Brexit cost the UK the only good thing Margaret Thatcher ever did
London: Both chancellor Jeremy Hunt and shadow chancellor Rachel Reeves went to the annual Davos World Economic Forum last week proclaiming that Britain was “open to business”.
These mundane statements of the obvious reminded me of the character in one of Michael Frayn’s novels who had an open mind – “open at the front and open at the back”.
For that is what Brexit has achieved. We spent almost 45 years opening our markets to what is now known as the European Union, adding the considerable benefit of membership of the single market – not least thanks to Margaret Thatcher and Jacques Delors. From the abandonment of monetarism onwards, the emphasis of British economic policy was on attracting overseas investment.
But in one fell swoop – thanks to a wholly unnecessary referendum, founded, alas, on ignorance, prejudice and lies – the Cameron government opened the back door. The single market was designed, from the UK’s point of view, to boost trade with and investment from the EU, but the exit was opened and Britain has suffered.
We are now experiencing the consequence of the bad influence that Thatcherite political economy had on our polity, and the rejection of the good. That is to say: so many of the ills that now so manifestly beset the nation result from the Thatcherite obsession with “rolling back the frontiers of the state”, while the economic performance of that same state is now impeded by the rejection of her greatest beneficial contribution to the country – namely membership of the single market.
Rolling back the frontiers of the state has affected the performance of so many of the public utilities whose reliable services we took for granted: everything from the NHS to education to the Post Office and the water and sewage system – let alone the rail network, which even Thatcher did not dare to privatise.
While not exactly a “failed state” in the sense of many countries one could name, the UK is certainly an ailing one, in which too many people are understandably inclined to say “nothing works properly”.
As one eminent historian said to me recently, “the people who gave us Brexit argued that it would reverse our economic decline. Instead it has accelerated that decline”.
Every day now, the evidence of the damage and interference to our daily lives wreaked by Brexit takes its toll: the extra bureaucratic burden of further customs checks is due in April, and border checks are being imposed later this year on the freedom of movement in the rest of Europe that we had previously taken for granted.

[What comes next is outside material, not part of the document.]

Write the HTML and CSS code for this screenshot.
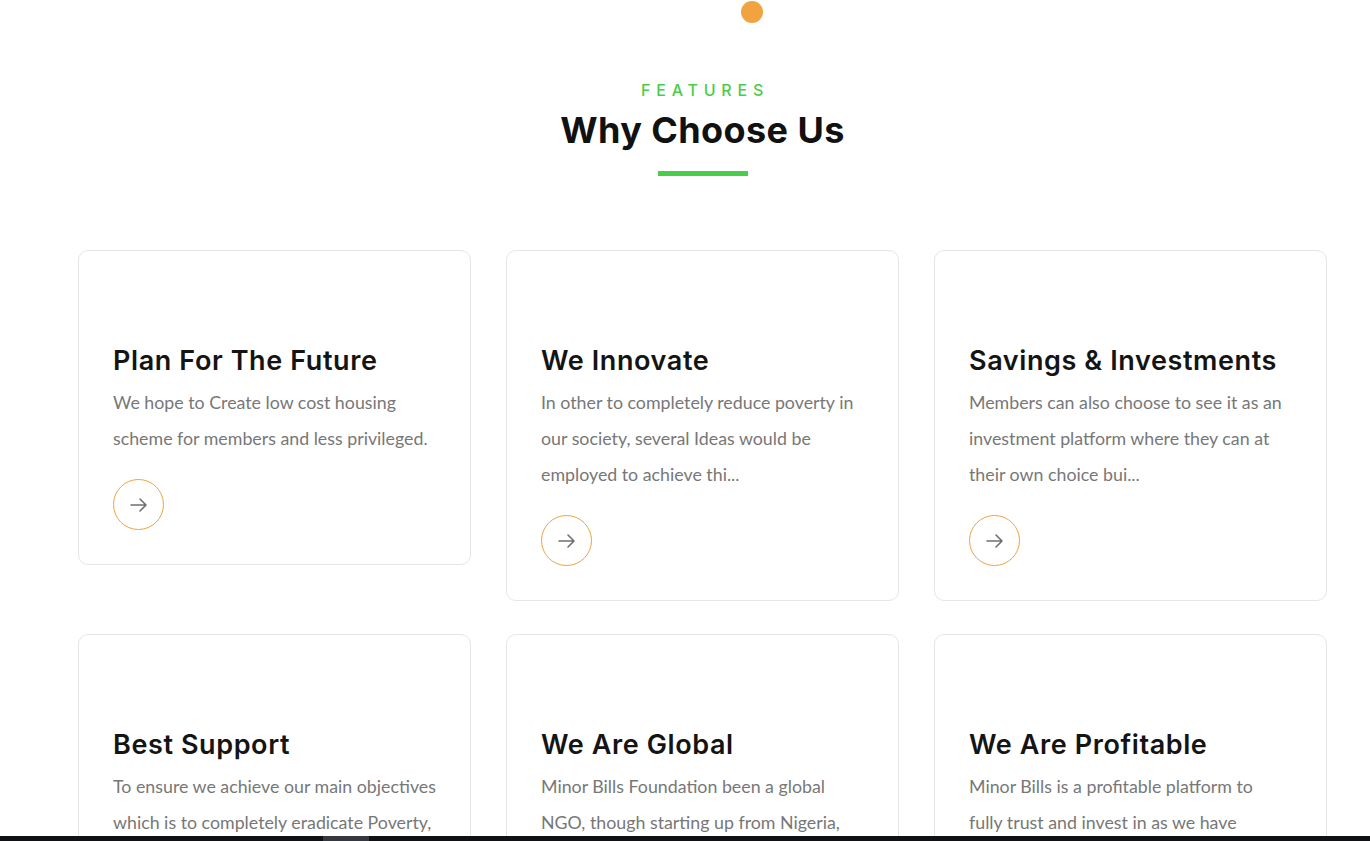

Meanwhile, we learn from the British Chambers of Commerce that 60% of firms are finding it more difficult to trade with the EU than was the case a year earlier, and the mayor of London has pointed out that Brexit is taking its toll on the metropolis, notwithstanding the fact that London is generally considered one of the most attractive tourist locations.
Sadiq Khan is not afraid to defy the omertà that has been imposed by the Labour leadership on the subject of the single market. Yet at a time when surveys indicate that no more than a fifth of leavers regard Brexit as a success, and most people recognise it as a disaster, Labour refuses to acknowledge in public that the “red wall” Brexit emperor has no clothes.
As I have written before, I am not confident that a Labour leadership that is frightened of saying boo to a goose will win the next election. But it seems blazingly obvious that the fissiparous Conservative party is doing its best to lose it – probably with a little help from the ghastly Nigel Farage and the so called Reform party.
Labour is indulging in all manner of preparations for government – while certainly not being overconfident. All this talk of the need for investment-led growth, and the importance of private-sector investment as well as public, is worthy and sensible, but it lacks the confidence-building assurance of a public – indeed, electoral – commitment to rejoin the single market.
Some of my contacts in the foreign exchange market tell me they believe such a commitment would have a beneficent impact on the pound – and hence on inflation – as well as on the prospect of attracting that inward investment that would make a reality of being “open to business”.
Having made his pro-business pitch in Davos, the chancellor announced his intention to concentrate on tax cuts in his next budget (or two). This is rationalised by the claim that low-tax economies favour stronger growth; the real reason is a desperate attempt to bribe the electorate. The unstated corollary is that, with more public sector austerity already in the pipeline, our public services will continue to suffer.